Frankly, the "yellow" was always a bit odd to me too, was it a very specific wavelength of reflected light? And if it was yellow objects that absorb all wavelengths aside from yellow, why was transmitted yellow light the same? What about orange with a lot of yellow in it?
Well, to me it was always the yellow part of the spectrum, which means it is not a specific wavelength, but a range of wavelengths. I suppose the "impurity" in Hal's ring is perilously close to his own green on the spectrum, but yellow is yellow, orange is orange, and green is green. The ring is a scientific device, and as far as I am aware the yellow impurity has been put there by design (whether the Guardians admit it or not), so it will cover specific wavelengths.
But all this is making the issue too complicated for comics.

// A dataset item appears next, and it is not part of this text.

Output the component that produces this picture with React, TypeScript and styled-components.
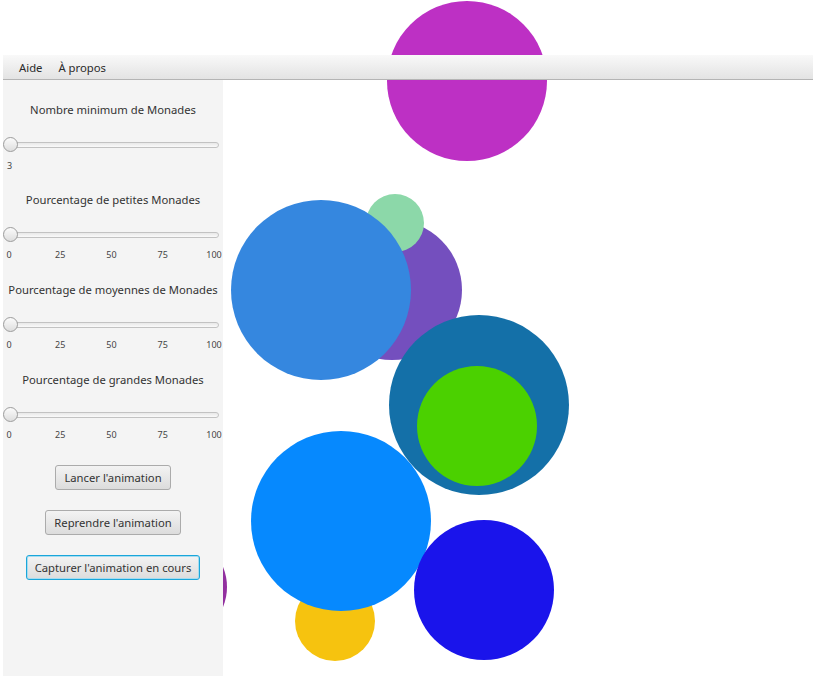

The ring has a yellow impurity in its design, and therefore will not affect anything coloured yellow. I accepted that explanation when I first read it, and it still makes sense now. The only ones who know exactly how it all works are the Guardians, and, even if they explained it, would we understand it?
Wasn't there an explanation made along the way that the yellow impurity was introduced to prevent the Green Lantern from being
too powerful, or even omnipotent? I quite like that explanation, because it makes sense. As Morgan Edge once implied, everyone is potentially corruptible. A built in weakness for the power ring makes sense.